## DATA
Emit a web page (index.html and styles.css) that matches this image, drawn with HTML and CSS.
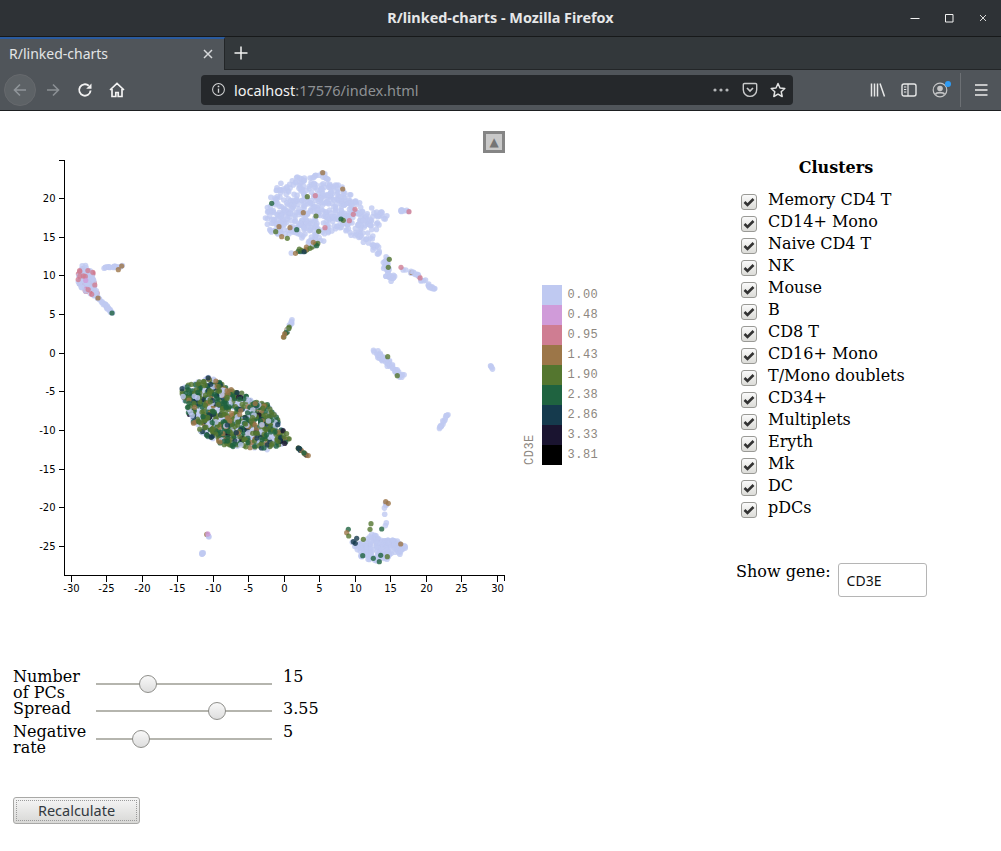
FILE: index.html
```html
<!DOCTYPE html>
<html lang="en">
<head>
<meta charset="utf-8">
<title>R/linked-charts</title>
<link rel="stylesheet" href="styles.css">
</head>
<body>
<header class="browser">
  <div class="titlebar">
    <span class="window-title">R/linked-charts - Mozilla Firefox</span>
    <div class="window-controls">
      <svg class="win-icon" viewBox="0 0 12 12"><path d="M1.5 6.5h9" stroke="#f2f2f2" stroke-width="1"/></svg>
      <svg class="win-icon" viewBox="0 0 12 12"><path d="M2.5 2.5h7.5v7.5h-7.5z" fill="none" stroke="#f2f2f2" stroke-width="1"/></svg>
      <svg class="win-icon" viewBox="0 0 12 12"><path d="M3 3l6 6M9 3l-6 6" stroke="#d8d8d8" stroke-width="1"/></svg>
    </div>
  </div>
  <div class="tabbar">
    <div class="tab">
      <span class="tab-title">R/linked-charts</span>
      <svg class="tab-close" viewBox="0 0 12 12"><path d="M2 2l8 8M10 2l-8 8" stroke="#d6d8da" stroke-width="1.5"/></svg>
    </div>
    <svg class="new-tab" viewBox="0 0 16 16"><path d="M8 1.500v13M1.500 8h13" stroke="#f4f4f4" stroke-width="1.500"/></svg>
  </div>
  <div class="toolbar">
    <div class="nav-group">
      <span class="nav-button back">
        <svg class="icon" viewBox="0 0 16 16"><path d="M14 8H2.500M8 2.500L2.500 8 8 13.500" fill="none" stroke="#90959a" stroke-width="1.600"/></svg>
      </span>
      <span class="nav-button">
        <svg class="icon" viewBox="0 0 16 16"><path d="M2 8h11.500M8 2.500L13.500 8 8 13.500" fill="none" stroke="#8b9094" stroke-width="1.600"/></svg>
      </span>
      <span class="nav-button">
        <svg class="icon" viewBox="0 0 16 16"><path d="M13.600 8.500A5.700 5.700 0 1 1 11.800 3.800" fill="none" stroke="#f2f2f2" stroke-width="1.900"/><path d="M14.500 1.500v5.300H9.200z" fill="#f2f2f2"/></svg>
      </span>
      <span class="nav-button">
        <svg class="icon" viewBox="0 0 16 16"><path d="M1 8l7-6.500L15 8M3 7v7.500h3.800v-4h2.400v4H13V7" fill="none" stroke="#f2f2f2" stroke-width="1.700"/></svg>
      </span>
    </div>
    <div class="urlbar">
      <svg class="info-icon" viewBox="0 0 16 16"><circle cx="8" cy="8" r="6.300" fill="none" stroke="#d4d5d6" stroke-width="1.100"/><path d="M8 7v4.500" stroke="#d4d5d6" stroke-width="1.400"/><circle cx="8" cy="4.700" r="1" fill="#d4d5d6"/></svg>
      <span class="url"><span class="url-host">localhost</span>:17576/index.html</span>
      <span class="url-actions">
        <svg class="dots" viewBox="0 0 18 6"><circle cx="3" cy="3" r="1.600" fill="#b4b6b8"/><circle cx="9" cy="3" r="1.600" fill="#b4b6b8"/><circle cx="15" cy="3" r="1.600" fill="#b4b6b8"/></svg>
        <svg class="icon" viewBox="0 0 16 16"><path d="M2.500 1.500h11a1.200 1.200 0 0 1 1.200 1.200v5a6.700 6.700 0 0 1-13.400 0v-5a1.200 1.200 0 0 1 1.200-1.200z" fill="none" stroke="#c9cacb" stroke-width="1.400"/><path d="M5 6l3 3 3-3" fill="none" stroke="#c9cacb" stroke-width="1.700"/></svg>
        <svg class="icon" viewBox="0 0 16 16"><path d="M8 1.500l2 4.500 4.800.5-3.600 3.200 1 4.800L8 12.100l-4.200 2.400 1-4.800L1.200 6.500 6 6z" fill="none" stroke="#e2e3e3" stroke-width="1.500" stroke-linejoin="round"/></svg>
      </span>
    </div>
    <div class="tools">
      <svg class="icon" viewBox="0 0 16 16"><path d="M1.500 1.500v13M4.500 1.500v13M7.500 1.500v13M10 1.500l4.500 13" fill="none" stroke="#e6e7e7" stroke-width="1.500"/></svg>
      <svg class="icon" viewBox="0 0 16 16"><rect x="1" y="2" width="14" height="12" rx="2" fill="none" stroke="#e6e7e7" stroke-width="1.400"/><path d="M7 2v12M3 5h2.300M3 7.500h2.300M3 10h2.300" fill="none" stroke="#e6e7e7" stroke-width="1.200"/></svg>
      <span class="account">
        <svg class="icon" viewBox="0 0 16 16"><circle cx="8" cy="8" r="6.800" fill="none" stroke="#c4c5c6" stroke-width="1.200"/><circle cx="8" cy="6.500" r="2.800" fill="#c4c5c6"/><path d="M3.500 12.500c1-2.500 8-2.500 9 0" fill="none" stroke="#c4c5c6" stroke-width="1.600"/></svg>
        <span class="account-dot"></span>
      </span>
      <span class="tool-separator"></span>
      <svg class="icon" viewBox="0 0 16 16"><path d="M2 3h12.500M2 8h12.500M2 13h12.500" stroke="#ececec" stroke-width="1.700"/></svg>
    </div>
  </div>
</header>

<main class="page">
  <div class="upper">
    <section class="chart-area">
      <svg id="chart" class="chart" viewBox="0 111 724 500" aria-label="UMAP scatter plot coloured by CD3E"></svg>
      <button class="collapse" type="button" aria-label="Collapse">▲</button>
    </section>
    <aside class="sidebar">
      <h3 class="clusters-title">Clusters</h3>
      <ul class="clusters">
        <li><input type="checkbox" checked><span>Memory CD4 T</span></li>
        <li><input type="checkbox" checked><span>CD14+ Mono</span></li>
        <li><input type="checkbox" checked><span>Naive CD4 T</span></li>
        <li><input type="checkbox" checked><span>NK</span></li>
        <li><input type="checkbox" checked><span>Mouse</span></li>
        <li><input type="checkbox" checked><span>B</span></li>
        <li><input type="checkbox" checked><span>CD8 T</span></li>
        <li><input type="checkbox" checked><span>CD16+ Mono</span></li>
        <li><input type="checkbox" checked><span>T/Mono doublets</span></li>
        <li><input type="checkbox" checked><span>CD34+</span></li>
        <li><input type="checkbox" checked><span>Multiplets</span></li>
        <li><input type="checkbox" checked><span>Eryth</span></li>
        <li><input type="checkbox" checked><span>Mk</span></li>
        <li><input type="checkbox" checked><span>DC</span></li>
        <li><input type="checkbox" checked><span>pDCs</span></li>
      </ul>
      <label class="gene">
        <span class="gene-label">Show gene:</span>
        <input class="gene-input" type="text" value="CD3E">
      </label>
    </aside>
  </div>

  <section class="sliders">
    <span class="slider-label">Number of PCs</span>
    <input class="slider" type="range" min="1" max="52" value="15">
    <span class="slider-value">15</span>

    <span class="slider-label">Spread</span>
    <input class="slider" type="range" min="0" max="5" step="0.01" value="3.55">
    <span class="slider-value">3.55</span>

    <span class="slider-label">Negative rate</span>
    <input class="slider" type="range" min="0" max="22" value="5">
    <span class="slider-value">5</span>
  </section>

  <button class="recalculate" type="button"><span class="recalculate-inner">Recalculate</span></button>
</main>
<script src="chart.js"></script>
</body>
</html>
```

FILE: styles.css
```css
* { box-sizing: border-box; }

html, body {
  margin: 0;
  height: 851px;
  overflow: hidden;
  background: #fff;
}

body {
  font-family: "DejaVu Serif", serif;
  font-size: 16px;
  color: #000;
}

/* Browser chrome */
.browser {
  font-family: "Noto Sans", "Open Sans", sans-serif;
  color: #f2f2f2;
}

.titlebar {
  position: relative;
  height: 37px;
  display: flex;
  align-items: center;
  justify-content: center;
  padding-bottom: 1px;
  background: #2e3236;
  border-bottom: 1px solid #17191a;
}

.window-title {
  font-size: 14.400px;
  font-weight: 700;
  color: #e6e7e8;
}

.window-controls {
  position: absolute;
  right: 12px;
  top: 12px;
  display: flex;
  gap: 22px;
}

.win-icon { width: 12px; height: 12px; display: block; }

.tabbar {
  height: 33px;
  display: flex;
  align-items: center;
  background: #33383b;
  border-bottom: 1px solid #232628;
}

.tab {
  width: 225px;
  height: 33px;
  display: flex;
  align-items: center;
  justify-content: space-between;
  padding: 0 10px 1px 9px;
  background: #50555a;
  border-top: 2px solid #2a5b9f;
  border-right: 1px solid #232628;
}

.tab-title { font-size: 14px; color: #e3e5e6; }
.tab-close { width: 12px; height: 12px; }
.new-tab { width: 16px; height: 16px; margin-left: 8px; }

.toolbar {
  height: 41px;
  display: flex;
  align-items: center;
  padding: 0 0 1px 4px;
  background: #50555a;
  border-bottom: 1px solid #1d1f21;
}

.nav-group {
  width: 197px;
  display: flex;
  align-items: center;
}

.nav-button {
  width: 32px;
  height: 32px;
  display: flex;
  align-items: center;
  justify-content: center;
}

.nav-button.back {
  background: #5d6266;
  border: 1px solid #66696d;
  border-radius: 50%;
  margin-right: 1px;
}

.icon { width: 16px; height: 16px; display: block; flex: none; }

.urlbar {
  width: 592px;
  height: 30px;
  display: flex;
  align-items: center;
  padding: 0 7px 0 10px;
  background: #25282b;
  border-radius: 4px;
}

.info-icon { width: 15px; height: 15px; flex: none; }

.url {
  margin-left: 8px;
  font-size: 14.500px;
  color: #8e9194;
}

.url-host { color: #f2f2f2; }

.url-actions {
  margin-left: auto;
  display: flex;
  align-items: center;
  gap: 12px;
}

.dots { width: 18px; height: 6px; }

.tools {
  flex: 1;
  display: flex;
  align-items: center;
  gap: 15px;
  padding-left: 77px;
}

.account { position: relative; display: block; }

.account-dot {
  position: absolute;
  top: -1px;
  right: -3px;
  width: 6px;
  height: 6px;
  border-radius: 50%;
  background: #2f9cf5;
}

.tool-separator {
  width: 1px;
  height: 34px;
  margin: 0 -3px 0 -3px;
  background: #6c7074;
}

/* Page */
.upper {
  display: flex;
  height: 557px;
}

.chart-area {
  position: relative;
  width: 724px;
  flex: none;
}

.chart {
  display: block;
  width: 724px;
  height: 500px;
}

.axis-line { stroke: #000; stroke-width: 1; fill: none; shape-rendering: crispEdges; }
.tick-label { font-family: "DejaVu Sans", sans-serif; font-size: 10px; fill: #000; }
.legend-label { font-family: "Liberation Mono", monospace; font-size: 12px; letter-spacing: 0.500px; fill: #8d8780; }

.collapse {
  position: absolute;
  left: 483px;
  top: 20px;
  width: 22px;
  height: 22px;
  padding: 0;
  background: #c9c9c9;
  border: 3px solid #858585;
  color: #757575;
  font-size: 12px;
  line-height: 15px;
  font-family: "DejaVu Sans", sans-serif;
}

.sidebar {
  width: 200px;
  margin-left: 12px;
  padding-top: 47px;
}

.clusters-title {
  margin: 0;
  height: 20px;
  font-size: 16px;
  line-height: 20px;
  font-weight: 700;
  text-align: center;
}

.clusters {
  list-style: none;
  margin: 11px 0 0;
  padding: 0 0 0 5px;
}

.clusters li {
  height: 22px;
  display: flex;
  align-items: center;
  line-height: 22px;
}

.clusters input {
  appearance: none;
  -webkit-appearance: none;
  width: 16px;
  height: 16px;
  margin: 3px 11px 0 0;
  flex: none;
  border: 1px solid #9a9a96;
  border-radius: 3px;
  background: url("data:image/svg+xml;utf8,<svg xmlns='http://www.w3.org/2000/svg' viewBox='0 0 16 16'><path d='M3.500 8l3 3 6-6' fill='none' stroke='%23333' stroke-width='2.600'/></svg>") center / 16px 16px no-repeat, linear-gradient(#fafafa, #dcdcd8);
}

.gene {
  display: flex;
  align-items: flex-start;
  margin-top: 44px;
}

.gene-label { line-height: 17px; }

.gene-input {
  width: 89px;
  height: 34px;
  margin-left: 7px;
  padding: 0 8px;
  border: 1px solid #b5b5b5;
  border-radius: 3px;
  background: #fff;
  font-family: "Noto Sans", "Open Sans", sans-serif;
  font-size: 14px;
  color: #111;
  outline: none;
}

/* Sliders */
.sliders {
  display: grid;
  grid-template-columns: 72px 176px auto;
  column-gap: 11px;
  align-items: center;
  justify-content: start;
  margin-left: 13px;
  line-height: 16px;
}

.slider-label,
.slider-value {
  align-self: start;
  margin: 1px 0 -1px;
}

.slider {
  appearance: none;
  -webkit-appearance: none;
  width: 176px;
  height: 22px;
  margin: 0 0 1px;
  background: transparent;
}

.slider::-webkit-slider-runnable-track { height: 2px; background: #b5b5ae; }
.slider::-moz-range-track { height: 2px; background: #b5b5ae; }

.slider::-webkit-slider-thumb {
  -webkit-appearance: none;
  width: 18px;
  height: 18px;
  margin-top: -8px;
  border: 1px solid #8e8e8a;
  border-radius: 50%;
  background: linear-gradient(#f8f8f8, #dedede);
}

.slider::-moz-range-thumb {
  width: 18px;
  height: 18px;
  border: 1px solid #8e8e8a;
  border-radius: 50%;
  background: linear-gradient(#f8f8f8, #dedede);
}

.recalculate {
  display: block;
  width: 127px;
  height: 27px;
  margin: 42px 0 0 13px;
  padding: 2px;
  border: 1px solid #a8a8a6;
  border-radius: 3px;
  background: linear-gradient(#f6f6f6, #d8d8d6);
  font-family: "Noto Sans", "Open Sans", sans-serif;
  font-size: 14.500px;
  color: #33393f;
}

.recalculate-inner {
  display: block;
  height: 21px;
  line-height: 19px;
  border: 1px dotted #9a9a9a;
}
```

FILE: chart.js
```js
(function () {
  var NS = 'http://www.w3.org/2000/svg';
  var svg = document.getElementById('chart');
  var seed = 12345;
  function rnd() {
    seed = (seed * 1664525 + 1013904223) % 4294967296;
    return seed / 4294967296;
  }
  function el(name, attrs, text) {
    var node = document.createElementNS(NS, name);
    for (var k in attrs) node.setAttribute(k, attrs[k]);
    if (text !== undefined) node.textContent = text;
    svg.appendChild(node);
    return node;
  }

  var COLORS = ['#bfc9f1', '#d09bd9', '#cf7d92', '#9c7648', '#54762f', '#1f6340', '#153a4d', '#1a1430', '#000000'];
  var LEVELS = ['0.00', '0.48', '0.95', '1.43', '1.90', '2.38', '2.86', '3.33', '3.81'];

  function pick(weights) {
    var total = 0, i;
    for (i = 0; i < weights.length; i++) total += weights[i];
    var r = rnd() * total;
    for (i = 0; i < weights.length; i++) {
      r -= weights[i];
      if (r <= 0) return COLORS[i];
    }
    return COLORS[0];
  }
  function dot(x, y, color) {
    var light = color === COLORS[0];
    el('circle', { cx: x.toFixed(1), cy: y.toFixed(1), r: light ? 2.8 : 2.6, fill: color, 'fill-opacity': 0.8 });
  }
  function inside(poly, x, y) {
    var hit = false;
    for (var i = 0, j = poly.length - 1; i < poly.length; j = i++) {
      var a = poly[i], b = poly[j];
      if ((a[1] > y) !== (b[1] > y) && x < (b[0] - a[0]) * (y - a[1]) / (b[1] - a[1]) + a[0]) hit = !hit;
    }
    return hit;
  }
  function blob(poly, n, weights) {
    var xs = poly.map(function (p) { return p[0]; });
    var ys = poly.map(function (p) { return p[1]; });
    var x0 = Math.min.apply(null, xs), x1 = Math.max.apply(null, xs);
    var y0 = Math.min.apply(null, ys), y1 = Math.max.apply(null, ys);
    for (var c = 0; c < n;) {
      var x = x0 + rnd() * (x1 - x0), y = y0 + rnd() * (y1 - y0);
      if (inside(poly, x, y)) { dot(x, y, pick(weights)); c++; }
    }
  }
  function strand(points, n, spread, weights) {
    for (var c = 0; c < n; c++) {
      var t = rnd() * (points.length - 1);
      var i = Math.min(Math.floor(t), points.length - 2), f = t - i;
      var x = points[i][0] + (points[i + 1][0] - points[i][0]) * f + (rnd() - 0.5) * spread;
      var y = points[i][1] + (points[i + 1][1] - points[i][1]) * f + (rnd() - 0.5) * spread;
      dot(x, y, pick(weights));
    }
  }
  function spots(originX, originY, list) {
    list.forEach(function (s) { dot(originX + s[0] / 3, originY + s[1] / 3, COLORS[s[2]]); });
  }

  var LIGHT = [1];

  /* Top cluster (memory / naive T cells) */
  blob([[265, 218], [268, 200], [278, 183], [293, 177], [310, 175], [322, 170], [328, 178], [342, 187], [357, 200], [370, 207], [385, 213], [393, 213], [385, 220], [378, 226], [372, 240], [355, 238], [340, 228], [330, 235], [322, 243], [305, 243], [295, 232], [280, 238], [270, 232]], 540, LIGHT);
  strand([[355, 235], [373, 245], [386, 262], [388, 275], [393, 280]], 55, 6, LIGHT);
  strand([[400, 267], [416, 275], [430, 286], [436, 291]], 30, 3, [12, 0, 0.5, 0.3]);
  strand([[400, 211], [410, 211]], 9, 2, LIGHT);
  strand([[291, 254], [305, 250], [318, 243]], 18, 3, [3, 0, 0, 2, 2, 1]);
  spots(260, 125, [[142, 215, 4], [166, 212, 2], [168, 273, 4], [57, 305, 3], [90, 308, 3], [47, 320, 4], [65, 335, 3], [82, 340, 4], [110, 314, 5], [176, 319, 4], [248, 192, 3], [188, 143, 3], [250, 286, 4], [268, 287, 2], [285, 253, 2], [195, 308, 2], [388, 403, 4], [385, 427, 4], [423, 427, 2], [447, 260, 2], [118, 372, 4], [150, 370, 4], [170, 362, 5], [132, 380, 6], [160, 352, 3], [35, 235, 5], [130, 263, 3], [243, 282, 5], [280, 268, 2]]);

  /* Left cluster (pink) */
  var LEFT = [[76, 275], [83, 263], [93, 272], [95, 285], [99, 298], [92, 295], [80, 288]];
  blob(LEFT, 42, [1, 0.5, 6]);
  blob(LEFT, 52, LIGHT);
  blob(LEFT, 12, [0, 0.5, 6]);
  strand([[98, 298], [105, 305], [112, 313]], 28, 1.5, LIGHT);
  strand([[103, 268], [112, 267], [122, 266]], 18, 1.5, LIGHT);
  spots(40, 125, [[174, 519, 3], [245, 423, 3], [235, 434, 3], [216, 564, 5]]);

  /* Small strand in the middle */
  strand([[293, 319], [290, 326]], 6, 2, LIGHT);
  strand([[290, 326], [283, 338]], 12, 1.5, [1, 0, 0, 2, 2, 1]);

  /* Main CD3E positive cluster */
  var MAIN = [[181, 388], [207, 377], [217, 380], [227, 388], [243, 392], [253, 402], [267, 403], [277, 417], [280, 427], [291, 438], [284, 447], [267, 450], [253, 448], [230, 447], [207, 438], [193, 423], [183, 400]];
  blob(MAIN, 240, LIGHT);
  blob(MAIN, 700, [1.400, 0, 0, 1, 4.500, 3.200, 1, 0.300]);
  strand([[298, 448], [303, 452], [308, 456]], 14, 1, [0, 0, 0, 2, 2, 2, 2]);

  /* Small pieces */
  strand([[207, 534], [210, 537]], 5, 2, [3, 3, 0, 1]);
  strand([[203, 551], [202, 556]], 5, 1.500, [3, 0, 0, 1]);
  strand([[375, 352], [390, 365], [403, 377]], 55, 5, LIGHT);
  spots(320, 280, [[203, 230, 4], [232, 287, 4]]);
  strand([[490, 365], [493, 369]], 4, 1, LIGHT);
  strand([[440, 429], [444, 420], [448, 413]], 14, 2, LIGHT);

  /* Lower right cluster */
  blob([[350, 541], [363, 543], [373, 533], [383, 540], [397, 540], [406, 547], [400, 555], [377, 563], [363, 559], [352, 545]], 170, LIGHT);
  strand([[386, 527], [384, 507], [387, 502]], 8, 2, LIGHT);
  spots(320, 280, [[85, 748, 5], [80, 758, 3], [86, 768, 4], [100, 785, 6], [106, 790, 6], [110, 775, 6], [130, 778, 4], [153, 731, 4], [150, 748, 4], [185, 747, 5], [160, 835, 5], [178, 845, 5], [182, 826, 5], [202, 830, 4], [242, 792, 3], [128, 827, 5], [197, 665, 3], [205, 670, 3]]);

  /* Axes */
  var Y0 = 352.6, YK = 7.73, X0 = 283.7, XK = 7.1;
  el('path', { class: 'axis-line', d: 'M58.5 160.500H64.500V575.500H504.500V581' });
  for (var v = -25; v <= 20; v += 5) {
    var y = Math.round(Y0 - v * YK) + 0.5;
    el('path', { class: 'axis-line', d: 'M58.500 ' + y + 'H64.500' });
    el('text', { class: 'tick-label', x: 55.500, y: y + 3, 'text-anchor': 'end' }, String(v));
  }
  for (var u = -30; u <= 30; u += 5) {
    var x = Math.round(X0 + u * XK) + 0.5;
    el('path', { class: 'axis-line', d: 'M' + x + ' 575.500V581.500' });
    el('text', { class: 'tick-label', x: x, y: 592, 'text-anchor': 'middle' }, String(u));
  }

  /* Legend */
  COLORS.forEach(function (c, i) {
    var top = 285 + i * 20;
    el('rect', { x: 542, y: top, width: 20, height: 20, fill: c });
    el('text', { class: 'legend-label', x: 567.500, y: top + 13 }, LEVELS[i]);
  });
  el('text', { class: 'legend-label', transform: 'translate(533 465) rotate(-90)' }, 'CD3E');
})();
```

## TASK DIRECTIONS
Your task is to report how many lines of the material include the string "image". Give the number and no other words.

## WRITTEN REPLY
2